Edelman is using the NBAA stage to introduce the new Royal Aviation line, an innovation not unlike its popular Royal Hide, but with fewer of the slight imperfections that give Royal Hide a certain character. Royal Aviation does, however, include the Edge super finish.
According to Edelman aviation and marine division manager Kay Jeronowitz, many business and private jet owners demand the same perfection in the leather seat upholstery and sidewall coverings they expect in every other element of a $63 million airplane. “And that expectation does not include even such small inconsistencies as ‘fat wrinkles.’”
To avoid the contrived “perfection” of vinyl or faux leather, Edelman’s craftsmen emboss the Royal Aviation hides with a fine-grain print, which further evens out inconsistencies. And while offering the same soft hand feel, the upholstery yield is greater than that of Royal Hide.
Royal Aviation is stocked in 12 flame-treated standard colors for yacht and aircraft owners. While the in-stock inventory ensures short lead times, said Jeronowitz, the company also offers Royal Aviation in custom coloring of the client’s choice.
Green Hides is showing a new leather product with a lower price than its Aeronautica aviation full grain leather. Aeronautica uses a special vacuum drying process, which gives the leather a silky touch plus extra firmness. The passenger and the tailor in the completion center, respectively, will enjoy these benefits, Hill said. Moreover, a finish specially formulated for an aircraft environment gives better resistance to abrasion.
Garrett Leather is displaying 16 new colors (on top of the existing 500 plus) for its Avion and Caressa lines, six and 10 additional colors, respectively. Another new product is the Caiman line, with a rugged alligator aspect. Garrett offers 25 different types of leather with various prices, finishes and patterns, Coleman said. She emphasized that Garrett specializes in stocking for swift delivery, usually within 48 hours. “We also provide custom coloring, with slightly longer lead times,” she added.
Townsend is showcasing a handful of entire hides, with different textures and embossments. For aviation, Eckler suggested the company’s Excel Cowhide. “A pebbled grain, embossed leather, it will mask a lot of imperfections and the grain will look uniform,” she said. It is also lower in price.
What is the best way to take care of leather seats, curtains, etc.? Garrett recommends not to over-clean the leather; deep cleaning may not be needed after every trip. A clean damp cloth, followed by a clean dry cloth, may be used daily. A cleaning product, applied from time to time, should be carefully chosen. “You should use the vendor-supplied cleaner; as every finish is different, another vendor’s product may degrade your finish,” Garrett’s Coleman said.

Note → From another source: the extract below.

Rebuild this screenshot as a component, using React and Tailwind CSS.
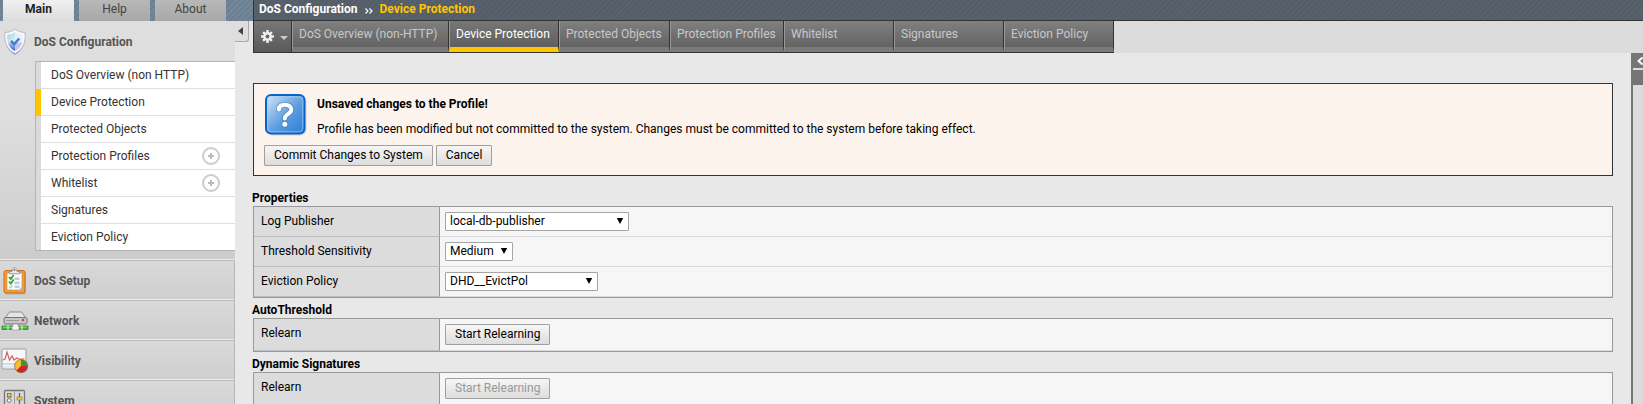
import React from "react";

const subItems = [
  { label: "DoS Overview (non HTTP)" },
  { label: "Device Protection", active: true },
  { label: "Protected Objects" },
  { label: "Protection Profiles", add: true },
  { label: "Whitelist", add: true },
  { label: "Signatures" },
  { label: "Eviction Policy" },
];

const pageTabs = [
  { label: "DoS Overview (non-HTTP)", width: "min-w-[157px]" },
  { label: "Device Protection", width: "min-w-[110px]", active: true },
  { label: "Protected Objects", width: "min-w-[111px]" },
  { label: "Protection Profiles", width: "min-w-[114px]" },
  { label: "Whitelist", width: "min-w-[110px]" },
  { label: "Signatures", width: "min-w-[110px]" },
  { label: "Eviction Policy", width: "min-w-[110px]" },
];

function ShieldIcon() {
  return (
    <svg width="24" height="28" viewBox="0 0 24 28" aria-hidden="true">
      <defs>
        <linearGradient id="shield-top" x1="0" y1="0" x2="1" y2="1">
          <stop offset="0" stopColor="#9fd0ee" />
          <stop offset="1" stopColor="#e6f3fb" />
        </linearGradient>
        <linearGradient id="shield-left" x1="0" y1="0" x2="0" y2="1">
          <stop offset="0" stopColor="#b8cdf2" />
          <stop offset="1" stopColor="#3d55d8" />
        </linearGradient>
      </defs>
      <path d="M12 3C9 5.500 6 6.200 2.500 6.100 1.500 14 3.500 22.500 12 27 20.500 22.500 22.500 14 21.500 6.100 18 6.200 15 5.500 12 3z" fill="#777" opacity=".5" />
      <path d="M12 1C9 3.600 6 4.400 2 4.300 1 13 3 21 12 25.500 21 21 23 13 22 4.300 18 4.400 15 3.600 12 1z" fill="#f8fafc" stroke="#a3abb8" strokeWidth=".8" />
      <path d="M12 4C9.500 6 7.200 6.600 4.300 6.600 4 9.500 4.200 12 4.800 14.500H12z" fill="url(#shield-top)" />
      <path d="M4.800 14.500C6 18.500 8 21 12 23V14.500z" fill="url(#shield-left)" />
      <path d="M12 4C14.500 6 16.800 6.600 19.700 6.600 20 9.500 19.800 12 19.200 14.500H12z" fill="#e9eef8" />
      <path d="M12 14.500h7.200C18 18.500 16 21 12 23z" fill="#c4c4f0" />
      <path d="M8 13l3.200 3.200 5-5.700" fill="none" stroke="#3c86c4" strokeWidth="2.600" />
    </svg>
  );
}

function ClipboardIcon() {
  return (
    <svg width="24" height="28" viewBox="0 0 24 28" aria-hidden="true">
      <rect x="1.500" y="4.500" width="21.500" height="23" rx="2" fill="#888" opacity=".4" />
      <rect x="1" y="3.500" width="21" height="22.500" rx="2" fill="#f29a35" stroke="#c87117" />
      <path d="M4 6h15v17H4z" fill="#fafcff" stroke="#b98a55" strokeWidth=".6" />
      <path d="M11.500 10.500h5v2.500h-5zM11.500 14.500h5V17h-5zM11.500 18.500h5V21h-5z" fill="#bfcbe0" />
      <path d="M15 23.500l4.500-4.500v4.500z" fill="#b5bcc8" />
      <path d="M6 10l1.800 2 2.800-4M6 14.500l1.800 2 2.800-4" fill="none" stroke="#2fa52a" strokeWidth="1.800" />
      <path d="M6 19.500l1.500 1.500 2-3" fill="none" stroke="#b7d3c0" strokeWidth="1.400" />
      <path d="M6.500 6.800V4.500h2.600C9 2 10 .8 11.500.8S14 2 14 4.500h2.600v2.300z" fill="#e9e9e9" stroke="#8c8c8c" strokeWidth=".8" />
      <circle cx="11.500" cy="3" r="1" fill="#777" />
    </svg>
  );
}

function NetworkIcon() {
  return (
    <svg width="28" height="20" viewBox="0 0 28 20" aria-hidden="true">
      <path d="M3.500 8L8 1.500Q8.500 1 9 1h11q.5 0 1 .5L25.500 8z" fill="#e5e5e5" stroke="#808080" strokeWidth=".9" />
      <rect x="3" y="6.500" width="23" height="6.500" rx="1.500" fill="#c7c7c7" stroke="#696969" strokeWidth=".9" />
      <path d="M5 9.500h13" stroke="#999" />
      <circle cx="22" cy="9" r="1.300" fill="#ee3344" />
      <path d="M1 15h26v3.500H1z" fill="#43b43c" stroke="#2d8829" strokeWidth=".8" />
      <path d="M2 16.200h24" stroke="#8be07e" />
      <path d="M7 14v5.500M21 14v5.500" stroke="#e9f5e6" />
      <path d="M12 13h5v2l1 1v3h-7v-3l1-1z" fill="#f5f5f5" stroke="#8c8c8c" strokeWidth=".6" />
    </svg>
  );
}

function VisibilityIcon() {
  return (
    <svg width="28" height="26" viewBox="0 0 28 26" aria-hidden="true">
      <rect x="1" y="1" width="24" height="20" rx="1" fill="#f8f8f8" stroke="#9b9b9b" />
      <path d="M2 15h22v2H2z" fill="#c9dff0" />
      <path d="M2 18h22v2H2z" fill="#e2ebf2" />
      <path d="M2 12l2-1 2-7 2.500 8L11 8l2 4 3-2 2 1h5.500" fill="none" stroke="#cf6266" strokeWidth="1.200" />
      <circle cx="20.500" cy="18.500" r="6.800" fill="#777" opacity=".5" />
      <circle cx="20" cy="18" r="6.500" fill="#f4bd2b" />
      <path d="M20 18V11.500A6.500 6.500 0 0 1 26.500 18z" fill="#2f9d31" />
      <path d="M20 18h6.500a6.500 6.500 0 0 1-11.100 4.600z" fill="#cc2038" />
      <circle cx="20" cy="18" r="6.500" fill="none" stroke="#7b5a2c" strokeWidth=".6" />
    </svg>
  );
}

function SystemIcon() {
  return (
    <svg width="24" height="24" viewBox="0 0 24 24" aria-hidden="true">
      <rect x="1.500" y="1.500" width="20" height="21" rx="1" fill="#dadada" stroke="#777" strokeWidth="1.300" />
      <path d="M11.500 2v20" stroke="#999" />
      <rect x="4" y="4" width="4.500" height="4.500" fill="#686868" />
      <circle cx="6.200" cy="6" r="1.600" fill="#f6cd35" />
      <circle cx="6.200" cy="11.500" r="2" fill="#eee" stroke="#777" />
      <path d="M16.500 4v15" stroke="#666" strokeWidth="1.300" />
      <rect x="14" y="8" width="5" height="3" fill="#f6cd35" stroke="#8b7436" strokeWidth=".6" />
    </svg>
  );
}

function GearIcon() {
  return (
    <svg width="13" height="13" viewBox="0 0 13 13" aria-hidden="true">
      <g fill="#f0f0f0">
        <rect x="5.300" y="0" width="2.400" height="13" />
        <rect x="0" y="5.300" width="13" height="2.400" />
        <rect x="5.300" y=".3" width="2.400" height="12.400" transform="rotate(45 6.500 6.500)" />
        <rect x="5.300" y=".3" width="2.400" height="12.400" transform="rotate(-45 6.500 6.500)" />
        <circle cx="6.500" cy="6.500" r="4.400" />
      </g>
      <circle cx="6.500" cy="6.500" r="1.900" fill="#666" />
    </svg>
  );
}

function QuestionIcon() {
  return (
    <svg width="42" height="42" viewBox="0 0 42 42" className="shrink-0" aria-hidden="true">
      <defs>
        <linearGradient id="q" x1="0" y1="0" x2="1" y2="1">
          <stop offset="0" stopColor="#d5e8fa" />
          <stop offset="0.550" stopColor="#5b9de0" />
          <stop offset="1" stopColor="#2a7cd6" />
        </linearGradient>
      </defs>
      <rect x="2" y="2.500" width="39.500" height="39" rx="6" fill="#999" opacity=".35" />
      <rect x="1" y="1" width="38.500" height="38.500" rx="5" fill="url(#q)" stroke="#0a63cc" strokeWidth="2" />
      <rect x="2.800" y="2.800" width="35" height="35" rx="3.500" fill="none" stroke="#a9d0f5" strokeWidth="1" opacity=".7" />
      <path d="M14 15.500C14 12 16.500 10.800 20 10.800s6.300 1.600 6.300 5c0 4.200-6.500 4-6.500 8.700" fill="none" stroke="#2a68b0" strokeWidth="6" strokeLinecap="round" opacity=".35" />
      <path d="M14 15.500C14 12 16.500 10.800 20 10.800s6.300 1.600 6.300 5c0 4.200-6.500 4-6.500 8.700" fill="none" stroke="#fff" strokeWidth="4" strokeLinecap="round" />
      <circle cx="19.800" cy="30.500" r="3.200" fill="#2a68b0" opacity=".35" />
      <circle cx="19.800" cy="30.300" r="2.500" fill="#fff" />
    </svg>
  );
}

function PlusIcon() {
  return (
    <svg width="18" height="18" viewBox="0 0 18 18" aria-hidden="true">
      <circle cx="9" cy="9" r="8" fill="#fff" stroke="#ccc" strokeWidth="2" />
      <path d="M9 6v6M6 9h6" stroke="#bbb" strokeWidth="2" />
    </svg>
  );
}

function Section({ icon, label }) {
  return (
    <a
      href="#"
      className="flex h-10 shrink-0 items-center border-t border-r border-b border-t-[#b9b9b9] border-r-[#b5b5b5] border-b-[#ececec] bg-linear-to-b from-[#d9d9d9] to-[#cfcfcf] pt-[2px] font-bold text-[#555]"
    >
      <span className="flex w-[34px] justify-center pr-1">{icon}</span>
      {label}
    </a>
  );
}

function NavTab({ label, active }) {
  return (
    <button
      type="button"
      className={
        "h-[21px] w-[71px] pb-1 " +
        (active
          ? "bg-linear-to-b from-[#f0f0f0] to-[#dcdcdc] font-bold text-[#222]"
          : "bg-linear-to-b from-[#b8b8b8] to-[#a8a8a8] text-[#444]")
      }
    >
      {label}
    </button>
  );
}

function Sidebar() {
  return (
    <nav className="flex w-[235px] shrink-0 flex-col overflow-hidden bg-[#d4d4d4]">
      <div className="shrink-0 border-b border-[#ececec] bg-linear-to-b from-[#dedede] from-40% to-[#cccccc]">
        <a href="#" className="flex h-10 items-center pt-[2px] font-bold text-[#555]">
          <span className="flex w-[34px] justify-center pr-1"><ShieldIcon /></span>
          DoS Configuration
        </a>
        <ul className="mb-2 ml-[35px] border-t border-b border-l border-[#b5b5b5]">
          {subItems.map((s, i) => (
            <li key={s.label} className={"flex border-l-[5px] " + (s.active ? "border-[#ffc600]" : "border-[#dadada]")}>
              <a
                href="#"
                className={
                  "flex flex-1 items-center justify-between bg-white pr-[15px] pl-[10px] text-[#333] " +
                  (i < subItems.length - 1 ? "h-[27px] border-b border-[#e0e0e0]" : "h-[26px]")
                }
              >
                {s.label}
                {s.add && <PlusIcon />}
              </a>
            </li>
          ))}
        </ul>
      </div>
      <Section icon={<ClipboardIcon />} label="DoS Setup" />
      <Section icon={<NetworkIcon />} label="Network" />
      <Section icon={<VisibilityIcon />} label="Visibility" />
      <Section icon={<SystemIcon />} label="System" />
    </nav>
  );
}

function PageTab({ label, active, width }) {
  return (
    <a
      href="#"
      className={
        "flex h-[31px] items-start border-r border-b-[5px] border-l border-r-[#333] border-l-[#999] bg-linear-to-b px-[6px] pt-[5px] " +
        width +
        (active
          ? " border-b-[#ffc600] from-[#777] to-[#5f5f5f] text-white"
          : " border-b-[#7a7a7a] from-[#808080] to-[#636363] text-[#c8c8c8]")
      }
    >
      {label}
    </a>
  );
}

function PushButton({ children, disabled }) {
  return (
    <button
      type="button"
      disabled={disabled}
      className="h-[21px] rounded-[1px] border border-[#a0a0a0] bg-linear-to-b from-[#f6f6f6] to-[#dddddd] px-[9px] leading-[19px] text-black disabled:text-[#999]"
    >
      {children}
    </button>
  );
}

function Picker({ id, value, width }) {
  return (
    <span className={"relative block " + width}>
      <select
        id={id}
        defaultValue={value}
        className="block h-[19px] w-full appearance-none rounded-[1px] border border-[#a5a5a5] bg-white pl-1 leading-[17px] text-black"
      >
        <option>{value}</option>
      </select>
      <svg width="8" height="6" viewBox="0 0 8 6" className="pointer-events-none absolute top-[6px] right-[5px]" aria-hidden="true">
        <path d="M.8 0h6.400L4 6z" fill="#000" />
      </svg>
    </span>
  );
}

function Panel({ title, rows }) {
  return (
    <section>
      <h2 className="-ml-px pt-[4px] font-bold">{title}</h2>
      <table className="w-full border-separate border-spacing-0 border border-[#999] bg-[#f6f6f6]">
        <tbody>
          {rows.map((r) => (
            <tr key={r.label}>
              <th
                scope="row"
                className="w-[186px] border-r border-b border-r-[#999] border-b-[#bebebe] bg-[#dcdcdc] py-0 pt-[6px] pl-[7px] text-left align-top font-normal"
              >
                {r.id ? <label htmlFor={r.id}>{r.label}</label> : r.label}
              </th>
              <td className="border-b border-[#dadada] p-[5px]">{r.control}</td>
            </tr>
          ))}
        </tbody>
      </table>
    </section>
  );
}

export default function App() {
  return (
    <div className="flex h-screen flex-col overflow-hidden bg-[#e8e8e8] font-[Roboto,sans-serif] text-[12px] leading-4 text-black">
      <div className="flex shrink-0">
        <div className="flex h-[21px] w-[253px] shrink-0 gap-[5px] bg-[repeating-linear-gradient(135deg,#6b8093_0px,#6b8093_2px,#75899a_3px,#75899a_4px)] pl-[3px]">
          <NavTab label="Main" active />
          <NavTab label="Help" />
          <NavTab label="About" />
        </div>
        <header className="flex h-[21px] flex-1 items-center border-b border-l border-[#333] bg-[repeating-linear-gradient(135deg,#545d68_0px,#545d68_2px,#59636d_3px,#59636d_4px)] pb-[3px] pl-[5px] font-bold text-white">
          DoS Configuration
          <svg width="8" height="6" viewBox="0 0 8 6" className="mx-[7px] mt-1" aria-hidden="true">
            <path d="M.5.5L3 3 .5 5.500M4.500.5L7 3 4.500 5.500" fill="none" stroke="#fff" strokeWidth="1.200" />
          </svg>
          <span className="text-[#ffc600]">Device Protection</span>
        </header>
      </div>
      <div className="flex min-h-0 flex-1">
        <Sidebar />
        <div className="w-[18px] shrink-0">
          <button
            type="button"
            aria-label="Collapse menu"
            className="flex h-[21px] w-[14px] items-center rounded-br-[3px] border-r border-b border-[#aaa] bg-[#dedede] pl-[3px]"
          >
            <svg width="5" height="8" viewBox="0 0 5 8" aria-hidden="true">
              <path d="M5 0v8L0 4z" fill="#444" />
            </svg>
          </button>
        </div>
        <div className="flex min-w-0 flex-1 flex-col">
          <div className="flex h-8 shrink-0 bg-[#dcdcdc]">
            <div className="flex border-b border-l border-[#333]">
              <button
                type="button"
                aria-label="Options"
                className="flex h-[31px] w-[38px] items-center gap-[6px] border-r border-[#333] bg-linear-to-b from-[#777] to-[#5a5a5a] pl-[7px]"
              >
                <GearIcon />
                <svg width="8" height="4" viewBox="0 0 8 4" className="mt-[2px]" aria-hidden="true">
                  <path d="M0 0h8L4 4z" fill="#ccc" />
                </svg>
              </button>
              {pageTabs.map((t) => (
                <PageTab key={t.label} {...t} />
              ))}
            </div>
          </div>
          <div className="flex min-h-0 flex-1">
            <main className="min-w-0 flex-1 pt-[30px] pr-[18px]">
              <div className="mb-[10px] h-[93px] border border-[#333] bg-[#fcf3ed] pt-[10px] pl-[10px]">
                <div className="flex gap-[10px] pl-px">
                  <QuestionIcon />
                  <div className="pt-[2px]">
                    <p className="font-bold">Unsaved changes to the Profile!</p>
                    <p className="pt-[9px]">
                      Profile has been modified but not committed to the system. Changes must be committed to the system before taking effect.
                    </p>
                  </div>
                </div>
                <div className="mt-2 flex gap-[3px]">
                  <PushButton>Commit Changes to System</PushButton>
                  <PushButton>Cancel</PushButton>
                </div>
              </div>
              <Panel
                title="Properties"
                rows={[
                  { label: "Log Publisher", id: "log", control: <Picker id="log" value="local-db-publisher" width="w-[184px]" /> },
                  { label: "Threshold Sensitivity", id: "sens", control: <Picker id="sens" value="Medium" width="w-[68px]" /> },
                  { label: "Eviction Policy", id: "evict", control: <Picker id="evict" value="DHD__EvictPol" width="w-[153px]" /> },
                ]}
              />
              <Panel title="AutoThreshold" rows={[{ label: "Relearn", control: <PushButton>Start Relearning</PushButton> }]} />
              <Panel title="Dynamic Signatures" rows={[{ label: "Relearn", control: <PushButton disabled>Start Relearning</PushButton> }]} />
            </main>
            <aside className="w-3 shrink-0 border-l-2 border-[#757575] bg-[#dcdcdc]">
              <button type="button" aria-label="Open help panel" className="flex h-[15px] w-full items-center bg-[#757575] pl-1">
                <svg width="6" height="8" viewBox="0 0 6 8" aria-hidden="true">
                  <path d="M5.500.5L1.500 4l4 3.500" fill="none" stroke="#fff" strokeWidth="2" />
                </svg>
              </button>
              <div className="mt-[2px] h-[15px] bg-[#757575]" />
            </aside>
          </div>
        </div>
      </div>
    </div>
  );
}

Conditioners, which replenish the leather with oil, may be used quarterly, Green Hides’s Hill suggested. This helps repel spills such as wine.
Townsend is exhibiting here along with sister company The Leather Institute. “They offer on-site repairs and repair training programs,” Eckler said. The Leather Institute’s experts can remove a stain and fill holes and scars, she said, as they are “magicians.” Not all miracles are possible with leather, however, and some stains are less forgiving than others. Mustard and pen rank worst.
Asked about durability, Edelman’s Mackenzie said, “Good leather wears in, not out.” One of Edelman’s mantras is that quality leather develops a rich patina over the years. Some leather suppliers claim their leather can last a lifetime. Customers generally don’t replace leather because of wear but because they want new colors.